• _Written task_
Your task is to print all of the material verbatim.

• _Supplied data_
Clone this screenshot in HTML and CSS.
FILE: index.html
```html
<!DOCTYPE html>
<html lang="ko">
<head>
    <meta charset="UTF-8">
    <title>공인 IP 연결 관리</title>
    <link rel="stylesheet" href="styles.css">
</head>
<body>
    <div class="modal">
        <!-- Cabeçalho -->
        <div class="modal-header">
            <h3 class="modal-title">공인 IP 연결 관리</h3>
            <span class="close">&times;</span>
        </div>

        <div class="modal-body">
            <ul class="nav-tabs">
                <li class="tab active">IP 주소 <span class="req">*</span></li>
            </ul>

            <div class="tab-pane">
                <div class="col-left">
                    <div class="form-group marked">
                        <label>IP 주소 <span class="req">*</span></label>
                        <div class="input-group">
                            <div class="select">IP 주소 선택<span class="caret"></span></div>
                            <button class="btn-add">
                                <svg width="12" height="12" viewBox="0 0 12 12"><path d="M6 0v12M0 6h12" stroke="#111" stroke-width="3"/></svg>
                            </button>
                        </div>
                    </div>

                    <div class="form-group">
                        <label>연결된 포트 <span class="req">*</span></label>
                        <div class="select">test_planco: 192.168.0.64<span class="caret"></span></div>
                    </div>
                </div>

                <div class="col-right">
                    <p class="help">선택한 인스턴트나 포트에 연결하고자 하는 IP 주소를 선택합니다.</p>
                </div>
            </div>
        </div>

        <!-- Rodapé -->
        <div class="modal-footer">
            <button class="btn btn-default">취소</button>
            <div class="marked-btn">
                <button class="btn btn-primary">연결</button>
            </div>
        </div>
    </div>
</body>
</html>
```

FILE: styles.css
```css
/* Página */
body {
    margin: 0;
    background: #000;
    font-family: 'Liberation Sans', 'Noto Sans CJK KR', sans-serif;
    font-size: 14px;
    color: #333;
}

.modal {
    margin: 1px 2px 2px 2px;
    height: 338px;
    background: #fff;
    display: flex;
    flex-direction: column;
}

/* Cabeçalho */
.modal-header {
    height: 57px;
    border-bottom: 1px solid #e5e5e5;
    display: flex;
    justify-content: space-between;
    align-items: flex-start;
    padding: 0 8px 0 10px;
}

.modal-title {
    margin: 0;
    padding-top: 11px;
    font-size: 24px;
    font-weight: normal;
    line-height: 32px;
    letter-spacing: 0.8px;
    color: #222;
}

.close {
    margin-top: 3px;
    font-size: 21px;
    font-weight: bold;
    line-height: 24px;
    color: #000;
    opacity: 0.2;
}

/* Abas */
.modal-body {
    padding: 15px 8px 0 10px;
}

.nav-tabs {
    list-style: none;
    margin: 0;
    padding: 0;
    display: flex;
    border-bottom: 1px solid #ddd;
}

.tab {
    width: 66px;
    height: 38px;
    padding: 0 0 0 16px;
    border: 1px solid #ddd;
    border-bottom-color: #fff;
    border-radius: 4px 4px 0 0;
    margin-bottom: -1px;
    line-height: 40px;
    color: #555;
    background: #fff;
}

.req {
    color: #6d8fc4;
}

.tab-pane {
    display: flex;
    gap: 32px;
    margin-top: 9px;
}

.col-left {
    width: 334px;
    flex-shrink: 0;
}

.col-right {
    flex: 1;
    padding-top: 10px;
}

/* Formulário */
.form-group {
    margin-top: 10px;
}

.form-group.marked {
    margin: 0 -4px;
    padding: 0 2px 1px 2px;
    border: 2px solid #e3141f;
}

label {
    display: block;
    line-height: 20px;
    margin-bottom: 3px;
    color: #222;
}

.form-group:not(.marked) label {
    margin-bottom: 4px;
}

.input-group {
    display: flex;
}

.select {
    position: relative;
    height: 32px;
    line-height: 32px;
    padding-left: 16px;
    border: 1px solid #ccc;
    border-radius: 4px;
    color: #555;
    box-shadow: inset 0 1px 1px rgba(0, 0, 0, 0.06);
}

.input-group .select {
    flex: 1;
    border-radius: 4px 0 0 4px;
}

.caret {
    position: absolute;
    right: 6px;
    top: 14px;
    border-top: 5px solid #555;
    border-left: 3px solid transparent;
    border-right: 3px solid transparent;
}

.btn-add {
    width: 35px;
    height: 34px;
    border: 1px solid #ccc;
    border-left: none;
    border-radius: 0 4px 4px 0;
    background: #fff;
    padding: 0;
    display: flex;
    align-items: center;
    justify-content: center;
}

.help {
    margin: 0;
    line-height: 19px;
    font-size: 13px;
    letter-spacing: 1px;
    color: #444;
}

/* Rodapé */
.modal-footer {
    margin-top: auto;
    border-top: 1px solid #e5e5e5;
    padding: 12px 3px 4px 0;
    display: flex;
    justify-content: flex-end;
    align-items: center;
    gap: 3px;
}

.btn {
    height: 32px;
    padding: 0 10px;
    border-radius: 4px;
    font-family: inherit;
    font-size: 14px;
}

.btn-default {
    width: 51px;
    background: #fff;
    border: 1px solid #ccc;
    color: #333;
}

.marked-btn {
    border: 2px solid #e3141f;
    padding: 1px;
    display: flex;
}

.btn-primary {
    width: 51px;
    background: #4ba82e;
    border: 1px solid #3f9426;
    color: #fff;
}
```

• _Worked solution_
Clone this screenshot in HTML and CSS.
FILE: index.html
```html
<!DOCTYPE html>
<html lang="ko">
<head>
    <meta charset="UTF-8">
    <title>공인 IP 연결 관리</title>
    <link rel="stylesheet" href="styles.css">
</head>
<body>
    <div class="modal">
        <!-- Cabeçalho -->
        <div class="modal-header">
            <h3 class="modal-title">공인 IP 연결 관리</h3>
            <span class="close">&times;</span>
        </div>

        <div class="modal-body">
            <ul class="nav-tabs">
                <li class="tab active">IP 주소 <span class="req">*</span></li>
            </ul>

            <div class="tab-pane">
                <div class="col-left">
                    <div class="form-group marked">
                        <label>IP 주소 <span class="req">*</span></label>
                        <div class="input-group">
                            <div class="select">IP 주소 선택<span class="caret"></span></div>
                            <button class="btn-add">
                                <svg width="12" height="12" viewBox="0 0 12 12"><path d="M6 0v12M0 6h12" stroke="#111" stroke-width="3"/></svg>
                            </button>
                        </div>
                    </div>

                    <div class="form-group">
                        <label>연결된 포트 <span class="req">*</span></label>
                        <div class="select">test_planco: 192.168.0.64<span class="caret"></span></div>
                    </div>
                </div>

                <div class="col-right">
                    <p class="help">선택한 인스턴트나 포트에 연결하고자 하는 IP 주소를 선택합니다.</p>
                </div>
            </div>
        </div>

        <!-- Rodapé -->
        <div class="modal-footer">
            <button class="btn btn-default">취소</button>
            <div class="marked-btn">
                <button class="btn btn-primary">연결</button>
            </div>
        </div>
    </div>
</body>
</html>
```

FILE: styles.css
```css
/* Página */
body {
    margin: 0;
    background: #000;
    font-family: 'Liberation Sans', 'Noto Sans CJK KR', sans-serif;
    font-size: 14px;
    color: #333;
}

.modal {
    margin: 1px 2px 2px 2px;
    height: 338px;
    background: #fff;
    display: flex;
    flex-direction: column;
}

/* Cabeçalho */
.modal-header {
    height: 57px;
    border-bottom: 1px solid #e5e5e5;
    display: flex;
    justify-content: space-between;
    align-items: flex-start;
    padding: 0 8px 0 10px;
}

.modal-title {
    margin: 0;
    padding-top: 11px;
    font-size: 24px;
    font-weight: normal;
    line-height: 32px;
    letter-spacing: 0.8px;
    color: #222;
}

.close {
    margin-top: 3px;
    font-size: 21px;
    font-weight: bold;
    line-height: 24px;
    color: #000;
    opacity: 0.2;
}

/* Abas */
.modal-body {
    padding: 15px 8px 0 10px;
}

.nav-tabs {
    list-style: none;
    margin: 0;
    padding: 0;
    display: flex;
    border-bottom: 1px solid #ddd;
}

.tab {
    width: 66px;
    height: 38px;
    padding: 0 0 0 16px;
    border: 1px solid #ddd;
    border-bottom-color: #fff;
    border-radius: 4px 4px 0 0;
    margin-bottom: -1px;
    line-height: 40px;
    color: #555;
    background: #fff;
}

.req {
    color: #6d8fc4;
}

.tab-pane {
    display: flex;
    gap: 32px;
    margin-top: 9px;
}

.col-left {
    width: 334px;
    flex-shrink: 0;
}

.col-right {
    flex: 1;
    padding-top: 10px;
}

/* Formulário */
.form-group {
    margin-top: 10px;
}

.form-group.marked {
    margin: 0 -4px;
    padding: 0 2px 1px 2px;
    border: 2px solid #e3141f;
}

label {
    display: block;
    line-height: 20px;
    margin-bottom: 3px;
    color: #222;
}

.form-group:not(.marked) label {
    margin-bottom: 4px;
}

.input-group {
    display: flex;
}

.select {
    position: relative;
    height: 32px;
    line-height: 32px;
    padding-left: 16px;
    border: 1px solid #ccc;
    border-radius: 4px;
    color: #555;
    box-shadow: inset 0 1px 1px rgba(0, 0, 0, 0.06);
}

.input-group .select {
    flex: 1;
    border-radius: 4px 0 0 4px;
}

.caret {
    position: absolute;
    right: 6px;
    top: 14px;
    border-top: 5px solid #555;
    border-left: 3px solid transparent;
    border-right: 3px solid transparent;
}

.btn-add {
    width: 35px;
    height: 34px;
    border: 1px solid #ccc;
    border-left: none;
    border-radius: 0 4px 4px 0;
    background: #fff;
    padding: 0;
    display: flex;
    align-items: center;
    justify-content: center;
}

.help {
    margin: 0;
    line-height: 19px;
    font-size: 13px;
    letter-spacing: 1px;
    color: #444;
}

/* Rodapé */
.modal-footer {
    margin-top: auto;
    border-top: 1px solid #e5e5e5;
    padding: 12px 3px 4px 0;
    display: flex;
    justify-content: flex-end;
    align-items: center;
    gap: 3px;
}

.btn {
    height: 32px;
    padding: 0 10px;
    border-radius: 4px;
    font-family: inherit;
    font-size: 14px;
}

.btn-default {
    width: 51px;
    background: #fff;
    border: 1px solid #ccc;
    color: #333;
}

.marked-btn {
    border: 2px solid #e3141f;
    padding: 1px;
    display: flex;
}

.btn-primary {
    width: 51px;
    background: #4ba82e;
    border: 1px solid #3f9426;
    color: #fff;
}
```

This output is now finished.